Liszt employed all the symphonic devices of thematic development in his symphonic poems, and his immediate imitators followed his example. But many later composers have abandoned almost the whole symphonic scheme, so that the works of the first masters of the romantic school belong to a period of transition between the late classicists and the ultra-romanticists of our time.
The reader must not understand me as intending to say that the form of the classic symphony has been universally abandoned. On the contrary, one of the most agreeable of living composers, Antonin Dvořák, clings to it, and there are many others who still find that they can say all they wish to say through the medium used by Beethoven. Brahms was the finest recent exponent of the classic symphony. But there is undoubtedly a growing tendency among composers to make their orchestral works vast color-pictures. The themes in these works are subjected to little or no real musical development, but are brought forward again and again in new instrumental garbs, and instead of reaching climaxes by devices of melodic evolution, the composers aim at producing dramatic effects by imposing or vivid instrumental coloring.
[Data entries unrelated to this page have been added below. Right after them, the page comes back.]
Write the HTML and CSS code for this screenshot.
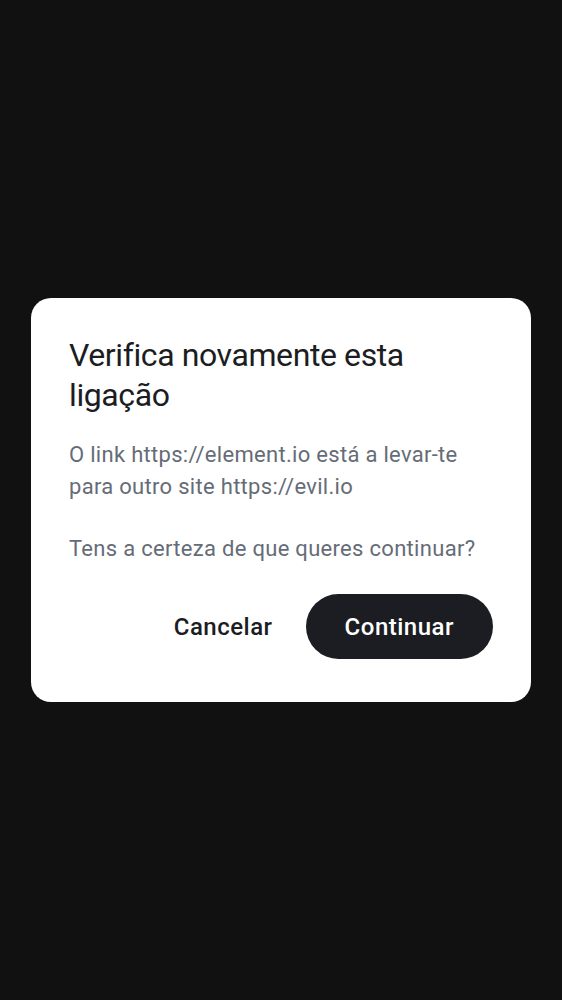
FILE: index.html
```html
<!DOCTYPE html>
<html lang="pt">
<head>
<meta charset="utf-8">
<link rel="stylesheet" href="styles.css">
</head>
<body>
<div class="screen">
  <div class="dialog">
    <h1 class="title">Verifica novamente esta ligação</h1>
    <p class="text">O link https://element.io está a levar-te para outro site https://evil.io</p>
    <p class="text second">Tens a certeza de que queres continuar?</p>
    <div class="actions">
      <button class="btn text-btn">Cancelar</button>
      <button class="btn filled-btn">Continuar</button>
    </div>
  </div>
</div>
</body>
</html>
```
FILE: styles.css
```css
html, body {
  margin: 0;
  padding: 0;
  background: #111111;
}
.screen {
  width: 562px;
  height: 1000px;
  display: flex;
  align-items: center;
  justify-content: center;
  font-family: Roboto, "Noto Sans", sans-serif;
}
.dialog {
  width: 500px;
  box-sizing: border-box;
  background: #ffffff;
  border-radius: 20px;
  padding: 37px 38px 43px 38px;
}
.title {
  margin: 0;
  font-size: 32px;
  line-height: 40px;
  font-weight: 400;
  letter-spacing: -0.4px;
  color: #1b1d22;
}
.text {
  margin: 24px 0 0 0;
  font-size: 22px;
  line-height: 32px;
  letter-spacing: 0.3px;
  color: #656c77;
}
.text.second {
  margin-top: 30px;
}
.actions {
  display: flex;
  justify-content: flex-end;
  align-items: center;
  gap: 17px;
  margin-top: 29px;
}
.btn {
  font-family: Roboto, "Noto Sans", sans-serif;
  font-size: 24px;
  font-weight: 500;
  letter-spacing: 0.5px;
  border: none;
  height: 65px;
  border-radius: 33px;
  padding: 0 39px;
  cursor: pointer;
}
.text-btn {
  background: transparent;
  color: #1b1d22;
  padding: 0 16px;
}
.filled-btn {
  background: #1b1d22;
  color: #ffffff;
}
```
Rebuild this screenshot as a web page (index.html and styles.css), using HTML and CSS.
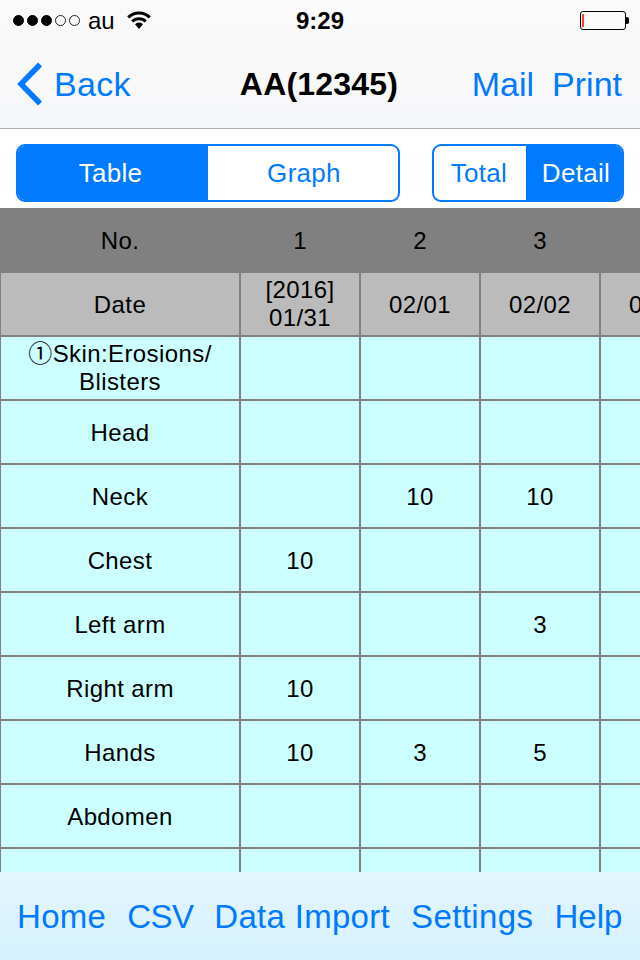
FILE: index.html
```html
<!DOCTYPE html>
<html lang="en">
<head>
<meta charset="utf-8">
<title>AA(12345)</title>
<link rel="stylesheet" href="styles.css">
</head>
<body>
<div class="app">
  <header class="top">
    <div class="status">
      <div class="carrier">
        <span class="dot on"></span><span class="dot on"></span><span class="dot on"></span><span class="dot"></span><span class="dot"></span>
        <span class="carrier-name">au</span>
        <svg class="wifi" width="24" height="18" viewBox="0 0 24 18"><path d="M1.2 6.4A15.4 15.4 0 0 1 22.8 6.4" class="arc"/><path d="M5.2 10.4A9.8 9.8 0 0 1 18.8 10.4" class="arc"/><path d="M8 13.2A5 5 0 0 1 12 11.6 5 5 0 0 1 16 13.2L12 18Z" class="wedge"/></svg>
      </div>
      <div class="time">9:29</div>
      <div class="battery"><div class="battery-body"><span class="battery-level"></span></div><span class="battery-nub"></span></div>
    </div>
    <nav class="nav">
      <div class="nav-left">
        <svg class="chevron" width="26" height="44" viewBox="0 0 26 44"><path d="M24 2.500 5 22 24 41.500"/></svg>
        <span>Back</span>
      </div>
      <div class="nav-title">AA(12345)</div>
      <div class="nav-right"><span>Mail</span><span>Print</span></div>
    </nav>
  </header>
  <div class="controls">
    <div class="seg seg-main">
      <div class="seg-item active table-tab">Table</div>
      <div class="seg-item graph-tab">Graph</div>
    </div>
    <div class="seg seg-side">
      <div class="seg-item total">Total</div>
      <div class="seg-item active detail">Detail</div>
    </div>
  </div>
  <main class="table-wrap">
    <div class="sheet">
      <div class="no first">No.</div><div class="no">1</div><div class="no">2</div><div class="no">3</div><div class="no">4</div>
      <div class="cell date first">Date</div><div class="cell date two">[2016]<br>01/31</div><div class="cell date">02/01</div><div class="cell date">02/02</div><div class="cell date">02/03</div>
      <div class="cell first two">①Skin:Erosions/<br>Blisters</div><div class="cell"></div><div class="cell"></div><div class="cell"></div><div class="cell"></div>
      <div class="cell first">Head</div><div class="cell"></div><div class="cell"></div><div class="cell"></div><div class="cell"></div>
      <div class="cell first">Neck</div><div class="cell"></div><div class="cell">10</div><div class="cell">10</div><div class="cell"></div>
      <div class="cell first">Chest</div><div class="cell">10</div><div class="cell"></div><div class="cell"></div><div class="cell"></div>
      <div class="cell first">Left arm</div><div class="cell"></div><div class="cell"></div><div class="cell">3</div><div class="cell"></div>
      <div class="cell first">Right arm</div><div class="cell">10</div><div class="cell"></div><div class="cell"></div><div class="cell"></div>
      <div class="cell first">Hands</div><div class="cell">10</div><div class="cell">3</div><div class="cell">5</div><div class="cell"></div>
      <div class="cell first">Abdomen</div><div class="cell"></div><div class="cell"></div><div class="cell"></div><div class="cell"></div>
      <div class="cell first">Genitals</div><div class="cell"></div><div class="cell"></div><div class="cell"></div><div class="cell"></div>
    </div>
  </main>
  <footer class="bottom">
    <span>Home</span><span class="tight">CSV</span><span>Data Import</span><span class="wide">Settings</span><span class="help">Help</span>
  </footer>
</div>
</body>
</html>
```
FILE: styles.css
```css
* { box-sizing: border-box; }
html, body { margin: 0; padding: 0; background: #fff; }
body { font-family: "Liberation Sans", Arial, "Noto Sans CJK JP", sans-serif; color: #000; }
.app { width: 640px; height: 960px; display: flex; flex-direction: column; overflow: hidden; }

.top { height: 129px; flex: none; background: linear-gradient(#fafafa, #f8f8f9 70%, #f5f7fb); border-bottom: 1px solid #b2b2b2; }
.status { height: 40px; display: grid; grid-template-columns: 1fr auto 1fr; align-items: center; padding: 1px 13px 0; }
.carrier { display: flex; align-items: center; }
.dot { width: 11px; height: 11px; border-radius: 50%; border: 1px solid #222; margin-right: 3px; }
.dot.on { background: #000; border-color: #000; }
.carrier-name { font-size: 24px; line-height: 28px; margin-left: 5px; }
.wifi { margin-left: 12px; margin-top: -2px; }
.arc { fill: none; stroke: #000; stroke-width: 3; }
.wedge { fill: #000; }
.time { font-size: 24px; font-weight: 700; line-height: 28px; }
.battery { justify-self: end; display: flex; align-items: center; margin-right: -2px; }
.battery-body { width: 46px; height: 19px; border: 1px solid #000; border-radius: 3px; padding: 2px 1px; }
.battery-level { display: block; width: 2px; height: 100%; background: #ff3b30; }
.battery-nub { width: 3px; height: 7px; background: #000; border-radius: 0 2px 2px 0; }

.nav { height: 88px; display: grid; grid-template-columns: 1fr auto 1fr; align-items: center; padding: 0 18px 0 16px; font-size: 34px; color: #007aff; }
.nav-left { display: flex; align-items: center; gap: 12px; letter-spacing: 0.3px; }
.chevron { fill: none; stroke: #007aff; stroke-width: 5.500; flex: none; }
.nav-title { font-size: 32px; font-weight: 700; color: #000; letter-spacing: 0.2px; }
.nav-right { display: flex; justify-content: flex-end; gap: 18px; }

.controls { height: 79px; flex: none; background: #fff; display: flex; justify-content: space-between; padding: 15px 16px 6px; }
.seg { height: 58px; display: flex; border: 2px solid #007aff; border-radius: 9px; overflow: hidden; font-size: 26px; letter-spacing: 0.3px; color: #007aff; background: #fff; }
.seg-main { width: 384px; }
.seg-side { width: 192px; }
.seg-item { display: flex; align-items: center; justify-content: center; }
.seg-item.active { background: #007aff; color: #fff; }
.seg-item.table-tab { flex: 0 0 190px; padding-right: 5px; }
.seg-item.graph-tab { flex: 0 0 190px; padding-left: 2px; }
.seg-item.total { flex: 0 0 92px; padding-right: 2px; }
.seg-item.detail { flex: 1; padding-left: 4px; }

.table-wrap { flex: 1; min-height: 0; overflow: hidden; }
.sheet { display: grid; grid-template-columns: 240px repeat(4, 120px); grid-auto-rows: 64px; width: 720px; font-size: 24px; line-height: 28px; letter-spacing: 0.4px; text-align: center; }
.no, .cell { display: flex; align-items: center; justify-content: center; padding-top: 2px; }
.no { background: #808080; }
.cell { background: #ccffff; border: 1px solid #808080; }
.cell.date { background: #bbbbbb; }
.cell.two { padding-top: 0; }

.bottom { height: 88px; flex: none; display: flex; align-items: center; gap: 21px; padding: 2px 0 0 17px; font-size: 33px; letter-spacing: 0.3px; white-space: nowrap; color: #007aff; background: linear-gradient(#e3f6ff, #d5f1ff); }
.bottom span { flex: none; }
.bottom .tight { letter-spacing: -0.6px; }
.bottom .wide { letter-spacing: 0.4px; }
.bottom .help { letter-spacing: 0; }
```
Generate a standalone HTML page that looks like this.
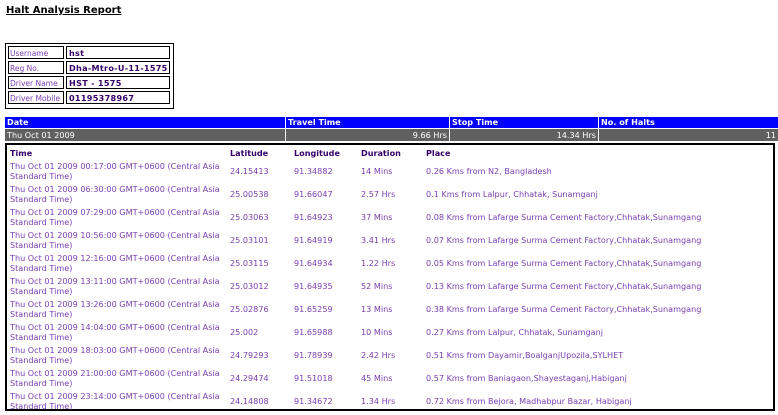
<!DOCTYPE html>
<html><head><style>
body{margin:0;width:778px;height:415px;background:#fff;font-family:"DejaVu Sans","Liberation Sans",sans-serif;font-size:8.1px;color:#7a3fb0;position:relative;overflow:hidden}
.a{position:absolute;white-space:nowrap}
h1{position:absolute;left:6px;top:5px;margin:0;font-size:10px;font-weight:bold;color:#000;text-decoration:underline}
.info{position:absolute;left:5px;top:43px;width:165px;height:62px;border:1px solid #000;padding:1px}
.info div{position:absolute;border:1px solid #000;height:13px;line-height:13px;padding-left:1px;box-sizing:border-box;white-space:nowrap;overflow:hidden;font-size:7.5px}
.b{font-weight:bold;color:#330066}
.info .b{letter-spacing:0.3px;font-size:8.1px;padding-left:2px}
.hd{position:absolute;top:117px;height:11px;background:#0000ff;color:#fff;font-weight:bold;line-height:11px;padding-left:2px;box-sizing:border-box}
.gr{position:absolute;top:129px;height:12px;background:#606060;color:#fff;line-height:12px;box-sizing:border-box;padding:0 2px}
.box{position:absolute;left:5px;top:143px;width:770px;height:268px;border:2px solid #000;box-sizing:border-box}
</style></head><body>
<h1>Halt Analysis Report</h1>
<div class="info">
<div style="left:2px;top:2px;width:56px">Username</div><div class="b" style="left:60px;top:2px;width:104px">hst</div>
<div style="left:2px;top:17px;width:56px">Reg No.</div><div class="b" style="left:60px;top:17px;width:104px">Dha-Mtro-U-11-1575</div>
<div style="left:2px;top:32px;width:56px">Driver Name</div><div class="b" style="left:60px;top:32px;width:104px">HST - 1575</div>
<div style="left:2px;top:47px;width:56px">Driver Mobile</div><div class="b" style="left:60px;top:47px;width:104px">01195378967</div>
</div>
<div class="hd" style="left:5px;width:280px">Date</div>
<div class="hd" style="left:286px;width:163px">Travel Time</div>
<div class="hd" style="left:450px;width:148px">Stop Time</div>
<div class="hd" style="left:599px;width:179px">No. of Halts</div>
<div class="gr" style="left:5px;width:280px">Thu Oct 01 2009</div>
<div class="gr" style="left:286px;width:163px;text-align:right">9.66 Hrs</div>
<div class="gr" style="left:450px;width:148px;text-align:right">14.34 Hrs</div>
<div class="gr" style="left:599px;width:179px;text-align:right">11</div>
<div class="box"></div>
<div class="a b" style="left:10px;top:148px">Time</div>
<div class="a b" style="left:230px;top:148px">Latitude</div>
<div class="a b" style="left:294px;top:148px">Longitude</div>
<div class="a b" style="left:361px;top:148px">Duration</div>
<div class="a b" style="left:426px;top:148px">Place</div>
<div id="rows"></div>
<script>
var d=[["00:17:00","24.15413","91.34882","14 Mins","0.26 Kms from N2, Bangladesh"],
["06:30:00","25.00538","91.66047","2.57 Hrs","0.1 Kms from Lalpur, Chhatak, Sunamganj"],
["07:29:00","25.03063","91.64923","37 Mins","0.08 Kms from Lafarge Surma Cement Factory,Chhatak,Sunamgang"],
["10:56:00","25.03101","91.64919","3.41 Hrs","0.07 Kms from Lafarge Surma Cement Factory,Chhatak,Sunamgang"],
["12:16:00","25.03115","91.64934","1.22 Hrs","0.05 Kms from Lafarge Surma Cement Factory,Chhatak,Sunamgang"],
["13:11:00","25.03012","91.64935","52 Mins","0.13 Kms from Lafarge Surma Cement Factory,Chhatak,Sunamgang"],
["13:26:00","25.02876","91.65259","13 Mins","0.38 Kms from Lafarge Surma Cement Factory,Chhatak,Sunamgang"],
["14:04:00","25.002","91.65988","10 Mins","0.27 Kms from Lalpur, Chhatak, Sunamganj"],
["18:03:00","24.79293","91.78939","2.42 Hrs","0.51 Kms from Dayamir,BoalganjUpozila,SYLHET"],
["21:00:00","24.29474","91.51018","45 Mins","0.57 Kms from Baniagaon,Shayestaganj,Habiganj"],
["23:14:00","24.14808","91.34672","1.34 Hrs","0.72 Kms from Bejora, Madhabpur Bazar, Habiganj"]];
var h="";d.forEach(function(r,i){var t=160.5+i*23.05;
h+='<div class="a" style="left:10px;top:'+t+'px;line-height:10px">Thu Oct 01 2009 '+r[0]+' GMT+0600 (Central Asia<br>Standard Time)</div>';
[[230,1],[294,2],[361,3],[426,4]].forEach(function(c){h+='<div class="a" style="left:'+c[0]+'px;top:'+(t+5)+'px;line-height:10px">'+r[c[1]]+'</div>';});});
document.getElementById("rows").innerHTML=h;
</script>
</body></html>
At the same time these composers employ a most complex polyphony, for their scores teem with melodic utterance in all the principal voices. Richard Strauss, of Munich, is the leading writer of this school of orchestral colorists. His works show supreme mastery of the technics of orchestration, the most intimate acquaintance with the special characteristics of the various instruments, and a really remarkable knowledge of the results to be gained by the mixture of tone-tints. It is the opinion of the present writer that Strauss seeks to express in music things which cannot, and some which ought not, to be so expressed; but that is a matter which need not be discussed here. It is undeniable that in form and treatment this composer’s works are in the direct line of the general tendency of orchestral music in our day, and it is equally undeniable that his mastery of the technics of the present style of writing is greater than that of any other composer.